■ **Written task**:
In the following material, identify every line holding the string "Clone" and return it.

■ **Material for the task**:
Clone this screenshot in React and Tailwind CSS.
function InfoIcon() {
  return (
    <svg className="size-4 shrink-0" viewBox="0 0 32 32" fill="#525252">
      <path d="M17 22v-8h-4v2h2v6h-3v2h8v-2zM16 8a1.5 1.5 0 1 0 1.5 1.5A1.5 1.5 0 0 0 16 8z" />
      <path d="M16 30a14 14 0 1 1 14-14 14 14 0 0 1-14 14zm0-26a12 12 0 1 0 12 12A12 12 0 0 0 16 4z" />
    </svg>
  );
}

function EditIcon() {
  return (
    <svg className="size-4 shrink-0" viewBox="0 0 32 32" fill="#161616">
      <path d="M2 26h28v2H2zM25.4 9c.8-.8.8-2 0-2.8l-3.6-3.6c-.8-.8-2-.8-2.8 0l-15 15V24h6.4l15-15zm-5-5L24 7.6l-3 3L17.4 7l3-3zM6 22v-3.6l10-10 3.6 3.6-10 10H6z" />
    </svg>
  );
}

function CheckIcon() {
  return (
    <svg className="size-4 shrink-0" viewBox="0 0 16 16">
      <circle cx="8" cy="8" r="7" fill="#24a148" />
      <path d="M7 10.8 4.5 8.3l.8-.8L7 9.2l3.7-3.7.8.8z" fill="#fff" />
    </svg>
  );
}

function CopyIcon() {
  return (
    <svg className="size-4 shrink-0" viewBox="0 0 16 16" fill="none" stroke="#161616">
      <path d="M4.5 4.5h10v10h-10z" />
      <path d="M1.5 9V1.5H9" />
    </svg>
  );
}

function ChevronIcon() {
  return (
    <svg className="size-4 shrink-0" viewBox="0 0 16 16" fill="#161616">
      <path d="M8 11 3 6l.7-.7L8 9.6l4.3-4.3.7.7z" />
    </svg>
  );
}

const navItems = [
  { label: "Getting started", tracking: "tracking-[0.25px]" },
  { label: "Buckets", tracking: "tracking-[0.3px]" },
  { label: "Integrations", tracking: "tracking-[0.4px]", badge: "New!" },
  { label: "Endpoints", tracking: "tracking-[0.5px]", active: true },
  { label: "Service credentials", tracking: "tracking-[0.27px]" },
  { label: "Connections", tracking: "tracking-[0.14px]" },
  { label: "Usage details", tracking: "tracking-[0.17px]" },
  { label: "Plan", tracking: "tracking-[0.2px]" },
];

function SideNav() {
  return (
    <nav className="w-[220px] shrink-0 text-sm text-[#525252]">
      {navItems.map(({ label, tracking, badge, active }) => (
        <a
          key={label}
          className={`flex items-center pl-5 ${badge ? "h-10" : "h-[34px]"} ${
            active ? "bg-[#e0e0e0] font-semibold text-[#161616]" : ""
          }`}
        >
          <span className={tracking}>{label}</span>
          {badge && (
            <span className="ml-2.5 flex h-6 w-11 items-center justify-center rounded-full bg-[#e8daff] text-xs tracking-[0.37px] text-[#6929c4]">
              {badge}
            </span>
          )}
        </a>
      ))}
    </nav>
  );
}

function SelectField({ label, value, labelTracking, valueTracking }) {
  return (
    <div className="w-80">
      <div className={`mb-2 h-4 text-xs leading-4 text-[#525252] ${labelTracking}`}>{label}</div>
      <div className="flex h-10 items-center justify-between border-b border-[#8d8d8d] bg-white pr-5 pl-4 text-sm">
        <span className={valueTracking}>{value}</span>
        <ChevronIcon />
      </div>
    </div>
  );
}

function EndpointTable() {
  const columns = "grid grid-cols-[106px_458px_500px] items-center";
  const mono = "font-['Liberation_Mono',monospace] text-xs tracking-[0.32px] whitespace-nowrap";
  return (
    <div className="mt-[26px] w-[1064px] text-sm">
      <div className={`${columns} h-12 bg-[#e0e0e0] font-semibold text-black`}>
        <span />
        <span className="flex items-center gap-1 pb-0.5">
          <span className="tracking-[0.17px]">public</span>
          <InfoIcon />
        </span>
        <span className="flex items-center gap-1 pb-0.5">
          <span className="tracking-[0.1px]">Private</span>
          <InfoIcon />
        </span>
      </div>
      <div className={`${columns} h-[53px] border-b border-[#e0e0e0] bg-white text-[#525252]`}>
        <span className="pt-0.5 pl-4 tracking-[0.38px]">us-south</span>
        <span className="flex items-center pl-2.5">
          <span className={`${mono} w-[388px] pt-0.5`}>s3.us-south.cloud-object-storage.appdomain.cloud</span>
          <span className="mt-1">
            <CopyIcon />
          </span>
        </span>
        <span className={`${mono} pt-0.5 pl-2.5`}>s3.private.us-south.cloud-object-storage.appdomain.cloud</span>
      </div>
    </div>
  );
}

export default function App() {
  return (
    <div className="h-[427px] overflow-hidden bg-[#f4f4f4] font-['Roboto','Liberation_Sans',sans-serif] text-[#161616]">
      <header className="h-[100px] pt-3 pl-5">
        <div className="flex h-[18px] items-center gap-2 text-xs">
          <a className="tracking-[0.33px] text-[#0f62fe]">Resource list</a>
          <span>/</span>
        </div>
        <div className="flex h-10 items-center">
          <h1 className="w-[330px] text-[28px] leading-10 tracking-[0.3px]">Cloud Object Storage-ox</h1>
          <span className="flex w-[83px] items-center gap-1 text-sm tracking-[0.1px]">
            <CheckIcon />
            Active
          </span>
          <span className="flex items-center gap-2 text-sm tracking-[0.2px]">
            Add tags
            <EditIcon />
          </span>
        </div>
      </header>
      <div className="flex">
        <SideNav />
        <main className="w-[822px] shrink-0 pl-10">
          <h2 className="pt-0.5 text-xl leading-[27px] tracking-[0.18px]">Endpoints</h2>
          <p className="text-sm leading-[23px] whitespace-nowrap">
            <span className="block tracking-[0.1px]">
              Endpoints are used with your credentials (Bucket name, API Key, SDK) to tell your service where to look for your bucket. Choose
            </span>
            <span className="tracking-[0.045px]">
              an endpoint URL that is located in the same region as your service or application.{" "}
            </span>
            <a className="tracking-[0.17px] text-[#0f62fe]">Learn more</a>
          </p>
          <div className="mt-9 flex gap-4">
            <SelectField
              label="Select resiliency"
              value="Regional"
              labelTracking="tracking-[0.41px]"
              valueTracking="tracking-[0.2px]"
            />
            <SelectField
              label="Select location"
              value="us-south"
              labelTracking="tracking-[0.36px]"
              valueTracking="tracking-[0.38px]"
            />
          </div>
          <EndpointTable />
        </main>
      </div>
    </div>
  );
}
* * *
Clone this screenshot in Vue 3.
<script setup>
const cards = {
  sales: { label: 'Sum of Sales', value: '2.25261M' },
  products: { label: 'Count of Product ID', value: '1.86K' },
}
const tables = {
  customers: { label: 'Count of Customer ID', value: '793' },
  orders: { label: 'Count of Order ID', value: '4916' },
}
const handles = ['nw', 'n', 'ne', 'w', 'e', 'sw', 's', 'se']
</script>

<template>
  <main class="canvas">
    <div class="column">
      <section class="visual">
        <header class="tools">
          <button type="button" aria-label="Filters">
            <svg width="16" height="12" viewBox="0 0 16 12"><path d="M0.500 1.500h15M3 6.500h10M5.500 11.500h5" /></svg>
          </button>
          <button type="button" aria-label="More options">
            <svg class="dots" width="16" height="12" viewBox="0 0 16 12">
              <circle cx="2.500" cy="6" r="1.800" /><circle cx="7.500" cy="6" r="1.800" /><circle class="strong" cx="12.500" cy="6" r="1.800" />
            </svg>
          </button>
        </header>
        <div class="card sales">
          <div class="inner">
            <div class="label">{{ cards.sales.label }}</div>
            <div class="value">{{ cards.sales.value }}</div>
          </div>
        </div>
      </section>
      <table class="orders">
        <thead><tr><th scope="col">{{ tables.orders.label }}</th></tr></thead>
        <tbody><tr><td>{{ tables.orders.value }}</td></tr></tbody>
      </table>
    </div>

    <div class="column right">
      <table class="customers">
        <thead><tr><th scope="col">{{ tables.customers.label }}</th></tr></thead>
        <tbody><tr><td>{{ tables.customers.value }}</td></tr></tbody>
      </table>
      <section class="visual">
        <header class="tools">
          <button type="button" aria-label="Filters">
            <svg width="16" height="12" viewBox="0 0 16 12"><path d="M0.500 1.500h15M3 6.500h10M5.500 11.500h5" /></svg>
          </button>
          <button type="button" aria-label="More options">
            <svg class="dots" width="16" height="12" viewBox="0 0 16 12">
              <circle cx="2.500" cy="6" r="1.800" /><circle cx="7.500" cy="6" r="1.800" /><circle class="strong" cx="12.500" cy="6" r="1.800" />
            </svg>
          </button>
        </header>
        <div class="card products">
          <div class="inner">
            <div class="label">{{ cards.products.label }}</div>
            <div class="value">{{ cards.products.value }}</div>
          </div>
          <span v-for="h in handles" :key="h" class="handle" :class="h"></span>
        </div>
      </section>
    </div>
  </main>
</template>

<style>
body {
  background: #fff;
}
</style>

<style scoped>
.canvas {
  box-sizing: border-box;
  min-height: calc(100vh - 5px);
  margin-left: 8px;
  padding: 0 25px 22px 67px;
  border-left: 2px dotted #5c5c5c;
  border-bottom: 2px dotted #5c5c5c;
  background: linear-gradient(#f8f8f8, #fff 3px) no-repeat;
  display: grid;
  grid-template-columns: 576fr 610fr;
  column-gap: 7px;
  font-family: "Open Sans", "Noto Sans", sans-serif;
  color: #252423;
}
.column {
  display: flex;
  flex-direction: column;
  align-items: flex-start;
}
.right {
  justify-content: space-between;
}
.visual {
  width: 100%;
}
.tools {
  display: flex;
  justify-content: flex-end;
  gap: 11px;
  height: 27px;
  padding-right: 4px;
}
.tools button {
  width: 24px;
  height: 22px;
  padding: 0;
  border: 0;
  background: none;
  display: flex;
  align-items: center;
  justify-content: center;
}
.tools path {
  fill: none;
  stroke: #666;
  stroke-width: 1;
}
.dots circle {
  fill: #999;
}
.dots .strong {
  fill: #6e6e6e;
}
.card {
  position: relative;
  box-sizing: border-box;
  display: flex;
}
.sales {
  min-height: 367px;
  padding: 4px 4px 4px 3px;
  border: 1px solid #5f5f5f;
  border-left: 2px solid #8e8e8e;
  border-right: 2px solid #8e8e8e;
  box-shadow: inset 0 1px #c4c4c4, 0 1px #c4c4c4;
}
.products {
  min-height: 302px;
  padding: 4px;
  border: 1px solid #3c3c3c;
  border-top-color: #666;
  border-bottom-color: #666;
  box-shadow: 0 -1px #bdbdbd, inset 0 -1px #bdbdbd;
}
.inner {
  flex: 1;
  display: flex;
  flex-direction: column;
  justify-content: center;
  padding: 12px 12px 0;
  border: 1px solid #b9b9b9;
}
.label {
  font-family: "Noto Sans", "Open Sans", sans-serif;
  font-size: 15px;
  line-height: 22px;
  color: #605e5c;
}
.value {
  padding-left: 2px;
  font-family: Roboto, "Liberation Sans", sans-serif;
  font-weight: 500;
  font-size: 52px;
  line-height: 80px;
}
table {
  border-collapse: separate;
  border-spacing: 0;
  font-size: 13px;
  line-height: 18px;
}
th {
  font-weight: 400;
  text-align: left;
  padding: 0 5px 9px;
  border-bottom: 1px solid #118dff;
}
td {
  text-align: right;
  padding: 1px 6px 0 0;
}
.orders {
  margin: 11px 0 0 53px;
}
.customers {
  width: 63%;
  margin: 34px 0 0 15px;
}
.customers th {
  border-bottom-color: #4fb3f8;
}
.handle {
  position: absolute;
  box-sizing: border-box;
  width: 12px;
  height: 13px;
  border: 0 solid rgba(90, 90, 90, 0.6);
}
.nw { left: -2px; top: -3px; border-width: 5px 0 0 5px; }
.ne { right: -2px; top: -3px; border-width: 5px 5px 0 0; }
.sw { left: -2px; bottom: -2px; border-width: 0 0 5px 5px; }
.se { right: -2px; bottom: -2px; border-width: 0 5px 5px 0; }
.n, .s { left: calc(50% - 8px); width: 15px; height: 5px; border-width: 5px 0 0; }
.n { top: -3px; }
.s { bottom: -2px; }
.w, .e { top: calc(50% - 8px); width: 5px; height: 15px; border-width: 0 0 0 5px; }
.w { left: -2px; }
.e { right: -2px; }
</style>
...
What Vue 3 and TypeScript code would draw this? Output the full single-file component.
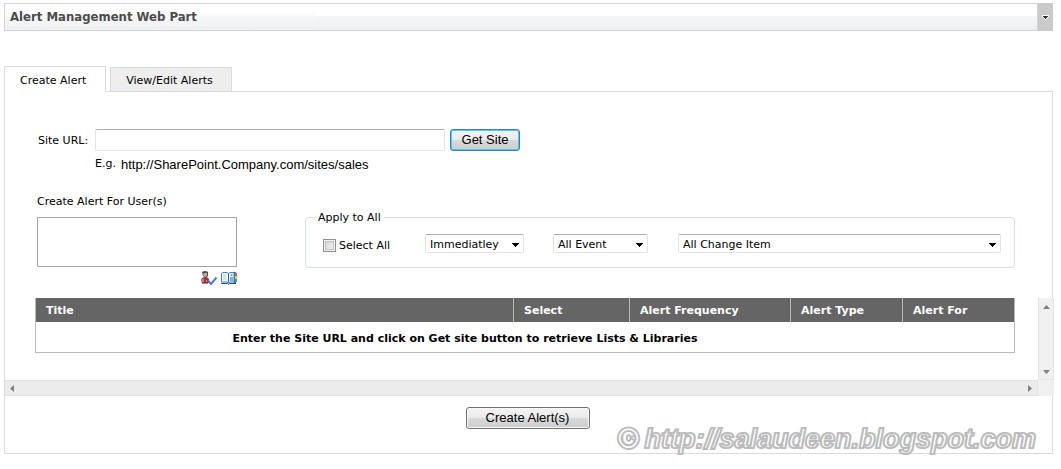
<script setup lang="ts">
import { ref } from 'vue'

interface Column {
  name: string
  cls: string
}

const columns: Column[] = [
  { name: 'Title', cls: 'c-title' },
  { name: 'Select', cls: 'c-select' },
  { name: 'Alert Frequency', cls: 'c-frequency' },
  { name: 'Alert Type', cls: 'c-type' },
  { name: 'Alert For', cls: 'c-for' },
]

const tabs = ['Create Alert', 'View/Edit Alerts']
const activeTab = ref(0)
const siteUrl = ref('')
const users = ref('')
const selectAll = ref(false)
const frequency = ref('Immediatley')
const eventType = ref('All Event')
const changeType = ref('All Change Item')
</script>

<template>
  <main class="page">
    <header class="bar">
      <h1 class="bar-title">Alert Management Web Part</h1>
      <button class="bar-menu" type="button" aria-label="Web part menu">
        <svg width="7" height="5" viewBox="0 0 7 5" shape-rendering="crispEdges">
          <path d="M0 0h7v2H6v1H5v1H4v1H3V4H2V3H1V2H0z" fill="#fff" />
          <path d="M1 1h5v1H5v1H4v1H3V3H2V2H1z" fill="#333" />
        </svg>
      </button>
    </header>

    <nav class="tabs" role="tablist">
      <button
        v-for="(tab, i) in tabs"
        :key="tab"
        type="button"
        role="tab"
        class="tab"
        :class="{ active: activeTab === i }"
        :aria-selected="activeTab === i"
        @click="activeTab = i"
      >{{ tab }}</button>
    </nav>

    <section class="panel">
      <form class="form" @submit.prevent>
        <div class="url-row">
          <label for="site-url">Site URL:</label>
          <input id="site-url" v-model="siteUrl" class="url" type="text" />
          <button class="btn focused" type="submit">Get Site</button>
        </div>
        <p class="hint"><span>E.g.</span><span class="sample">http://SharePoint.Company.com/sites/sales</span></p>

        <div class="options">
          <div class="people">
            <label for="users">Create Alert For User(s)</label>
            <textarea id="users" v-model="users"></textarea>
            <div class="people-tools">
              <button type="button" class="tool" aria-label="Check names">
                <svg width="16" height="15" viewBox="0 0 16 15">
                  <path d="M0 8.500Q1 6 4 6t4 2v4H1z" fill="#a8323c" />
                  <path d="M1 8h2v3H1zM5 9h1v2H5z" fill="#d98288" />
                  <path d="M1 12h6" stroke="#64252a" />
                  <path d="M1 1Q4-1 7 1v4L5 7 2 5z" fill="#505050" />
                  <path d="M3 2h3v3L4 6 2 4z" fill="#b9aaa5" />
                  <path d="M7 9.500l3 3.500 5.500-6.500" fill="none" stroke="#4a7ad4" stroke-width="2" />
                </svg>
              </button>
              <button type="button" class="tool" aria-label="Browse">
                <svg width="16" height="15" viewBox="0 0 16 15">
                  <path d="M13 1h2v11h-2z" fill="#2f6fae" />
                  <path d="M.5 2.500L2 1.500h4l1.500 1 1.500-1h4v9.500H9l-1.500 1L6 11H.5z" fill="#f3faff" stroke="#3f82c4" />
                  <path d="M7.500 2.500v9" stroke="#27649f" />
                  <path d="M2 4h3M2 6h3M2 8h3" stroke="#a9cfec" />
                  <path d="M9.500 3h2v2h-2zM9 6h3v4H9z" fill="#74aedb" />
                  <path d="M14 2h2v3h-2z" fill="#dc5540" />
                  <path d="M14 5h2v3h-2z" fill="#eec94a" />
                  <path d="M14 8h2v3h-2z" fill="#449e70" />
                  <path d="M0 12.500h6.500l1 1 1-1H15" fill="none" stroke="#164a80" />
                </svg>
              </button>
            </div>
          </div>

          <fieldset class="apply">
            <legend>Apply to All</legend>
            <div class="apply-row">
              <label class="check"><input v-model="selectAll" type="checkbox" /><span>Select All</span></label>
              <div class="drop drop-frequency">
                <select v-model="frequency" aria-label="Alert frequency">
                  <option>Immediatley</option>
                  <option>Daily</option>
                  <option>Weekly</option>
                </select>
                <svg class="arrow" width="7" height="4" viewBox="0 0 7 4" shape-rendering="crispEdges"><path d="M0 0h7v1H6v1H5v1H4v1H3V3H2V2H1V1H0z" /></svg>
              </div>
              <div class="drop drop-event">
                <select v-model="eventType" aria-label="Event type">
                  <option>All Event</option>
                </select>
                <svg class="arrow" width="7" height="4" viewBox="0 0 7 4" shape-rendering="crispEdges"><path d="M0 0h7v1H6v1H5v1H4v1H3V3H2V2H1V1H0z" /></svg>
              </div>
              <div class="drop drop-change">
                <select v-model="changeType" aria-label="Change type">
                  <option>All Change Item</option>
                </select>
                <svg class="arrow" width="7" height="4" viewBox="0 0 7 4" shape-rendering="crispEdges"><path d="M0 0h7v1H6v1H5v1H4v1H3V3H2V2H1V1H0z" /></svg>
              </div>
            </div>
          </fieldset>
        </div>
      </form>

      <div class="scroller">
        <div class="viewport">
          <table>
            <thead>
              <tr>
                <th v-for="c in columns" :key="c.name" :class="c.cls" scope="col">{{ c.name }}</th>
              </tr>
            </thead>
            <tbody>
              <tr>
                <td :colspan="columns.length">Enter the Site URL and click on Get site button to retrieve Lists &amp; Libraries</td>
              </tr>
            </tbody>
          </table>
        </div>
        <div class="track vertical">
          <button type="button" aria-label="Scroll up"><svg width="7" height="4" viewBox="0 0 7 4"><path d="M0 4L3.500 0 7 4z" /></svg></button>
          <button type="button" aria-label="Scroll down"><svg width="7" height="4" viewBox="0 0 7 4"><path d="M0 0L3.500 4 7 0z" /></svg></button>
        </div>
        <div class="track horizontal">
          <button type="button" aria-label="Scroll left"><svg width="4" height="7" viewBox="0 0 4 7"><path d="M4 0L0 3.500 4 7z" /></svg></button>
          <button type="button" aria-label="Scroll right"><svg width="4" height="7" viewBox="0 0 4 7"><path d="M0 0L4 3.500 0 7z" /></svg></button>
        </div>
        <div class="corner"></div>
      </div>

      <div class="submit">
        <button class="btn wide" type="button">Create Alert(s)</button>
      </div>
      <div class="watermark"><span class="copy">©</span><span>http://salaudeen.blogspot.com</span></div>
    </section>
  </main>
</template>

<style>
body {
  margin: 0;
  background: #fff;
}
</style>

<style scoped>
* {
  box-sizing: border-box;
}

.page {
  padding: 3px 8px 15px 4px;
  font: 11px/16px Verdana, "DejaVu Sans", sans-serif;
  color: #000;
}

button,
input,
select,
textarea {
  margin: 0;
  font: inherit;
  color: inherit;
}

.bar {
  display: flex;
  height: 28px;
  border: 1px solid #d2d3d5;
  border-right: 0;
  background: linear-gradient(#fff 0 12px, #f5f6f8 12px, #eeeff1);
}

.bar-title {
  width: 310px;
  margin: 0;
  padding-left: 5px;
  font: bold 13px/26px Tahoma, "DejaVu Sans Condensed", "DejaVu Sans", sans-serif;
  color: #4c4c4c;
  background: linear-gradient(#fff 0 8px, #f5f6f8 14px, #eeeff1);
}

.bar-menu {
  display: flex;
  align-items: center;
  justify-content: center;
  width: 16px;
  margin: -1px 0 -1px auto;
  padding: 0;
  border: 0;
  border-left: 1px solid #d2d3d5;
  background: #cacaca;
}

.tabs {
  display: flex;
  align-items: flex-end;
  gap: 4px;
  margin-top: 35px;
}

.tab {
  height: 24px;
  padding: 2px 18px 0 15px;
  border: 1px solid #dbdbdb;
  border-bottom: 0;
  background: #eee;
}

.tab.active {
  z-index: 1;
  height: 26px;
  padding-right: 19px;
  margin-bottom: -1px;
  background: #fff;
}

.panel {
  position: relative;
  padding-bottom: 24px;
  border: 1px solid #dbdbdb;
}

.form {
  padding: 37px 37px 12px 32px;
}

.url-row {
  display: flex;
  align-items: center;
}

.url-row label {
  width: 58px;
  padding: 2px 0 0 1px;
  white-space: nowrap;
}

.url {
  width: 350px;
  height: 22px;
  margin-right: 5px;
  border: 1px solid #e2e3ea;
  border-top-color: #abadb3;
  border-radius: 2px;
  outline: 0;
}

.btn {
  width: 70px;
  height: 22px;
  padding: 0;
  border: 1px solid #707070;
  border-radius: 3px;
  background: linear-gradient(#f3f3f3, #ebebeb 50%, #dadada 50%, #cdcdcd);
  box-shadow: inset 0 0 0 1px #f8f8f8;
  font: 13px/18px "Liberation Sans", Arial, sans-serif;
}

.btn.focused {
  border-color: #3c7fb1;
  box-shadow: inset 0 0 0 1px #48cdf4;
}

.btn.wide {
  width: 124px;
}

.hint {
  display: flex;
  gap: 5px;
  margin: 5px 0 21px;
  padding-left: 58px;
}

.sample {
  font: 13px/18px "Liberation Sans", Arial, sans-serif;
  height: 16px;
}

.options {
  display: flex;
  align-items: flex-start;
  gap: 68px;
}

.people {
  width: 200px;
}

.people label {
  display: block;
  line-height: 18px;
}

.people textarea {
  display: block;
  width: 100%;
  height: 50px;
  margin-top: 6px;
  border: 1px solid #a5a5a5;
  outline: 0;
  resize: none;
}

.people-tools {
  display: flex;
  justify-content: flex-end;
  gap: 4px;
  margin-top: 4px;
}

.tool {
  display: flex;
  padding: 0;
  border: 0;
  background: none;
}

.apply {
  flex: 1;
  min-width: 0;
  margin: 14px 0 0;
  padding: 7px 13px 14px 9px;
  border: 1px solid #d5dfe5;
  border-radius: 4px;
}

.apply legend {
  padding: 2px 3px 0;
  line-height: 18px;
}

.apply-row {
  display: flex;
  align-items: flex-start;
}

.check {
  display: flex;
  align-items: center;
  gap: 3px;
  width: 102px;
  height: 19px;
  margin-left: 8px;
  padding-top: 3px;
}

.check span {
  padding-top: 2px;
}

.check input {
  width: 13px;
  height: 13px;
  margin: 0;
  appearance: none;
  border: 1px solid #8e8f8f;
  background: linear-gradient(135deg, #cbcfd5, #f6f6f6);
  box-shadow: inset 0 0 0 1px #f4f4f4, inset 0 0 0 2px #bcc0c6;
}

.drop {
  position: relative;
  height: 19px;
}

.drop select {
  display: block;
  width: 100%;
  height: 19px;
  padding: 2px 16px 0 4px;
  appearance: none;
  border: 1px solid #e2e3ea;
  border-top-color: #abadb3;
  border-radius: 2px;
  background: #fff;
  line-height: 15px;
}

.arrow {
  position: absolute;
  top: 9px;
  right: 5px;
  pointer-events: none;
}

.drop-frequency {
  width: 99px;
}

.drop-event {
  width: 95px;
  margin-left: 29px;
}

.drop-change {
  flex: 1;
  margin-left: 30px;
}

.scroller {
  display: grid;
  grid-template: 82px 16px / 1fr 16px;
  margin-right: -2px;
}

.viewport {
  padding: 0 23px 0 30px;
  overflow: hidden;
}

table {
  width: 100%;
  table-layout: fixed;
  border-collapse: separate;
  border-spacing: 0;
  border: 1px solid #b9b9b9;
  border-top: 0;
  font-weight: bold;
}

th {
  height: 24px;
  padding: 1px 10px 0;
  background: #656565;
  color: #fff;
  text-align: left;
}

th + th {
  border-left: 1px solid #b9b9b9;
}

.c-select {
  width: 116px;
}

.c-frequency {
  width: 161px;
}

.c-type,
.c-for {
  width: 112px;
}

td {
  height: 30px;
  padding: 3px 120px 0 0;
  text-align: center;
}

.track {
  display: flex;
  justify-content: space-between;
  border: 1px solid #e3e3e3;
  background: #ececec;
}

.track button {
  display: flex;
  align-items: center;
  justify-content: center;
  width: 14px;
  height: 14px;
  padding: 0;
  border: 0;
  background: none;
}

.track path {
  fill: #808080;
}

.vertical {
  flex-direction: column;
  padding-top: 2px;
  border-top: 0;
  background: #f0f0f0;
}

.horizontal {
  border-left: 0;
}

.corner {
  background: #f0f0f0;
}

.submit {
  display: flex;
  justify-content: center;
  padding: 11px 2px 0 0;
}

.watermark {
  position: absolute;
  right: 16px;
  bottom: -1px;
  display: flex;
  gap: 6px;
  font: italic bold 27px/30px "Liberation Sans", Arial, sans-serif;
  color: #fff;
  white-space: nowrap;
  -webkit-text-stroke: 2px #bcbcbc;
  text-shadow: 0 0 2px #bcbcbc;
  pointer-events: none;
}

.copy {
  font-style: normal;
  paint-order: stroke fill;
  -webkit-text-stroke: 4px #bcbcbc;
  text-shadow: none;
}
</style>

■ **Problem solution**:
Clone this screenshot in React and Tailwind CSS.
Clone this screenshot in Vue 3.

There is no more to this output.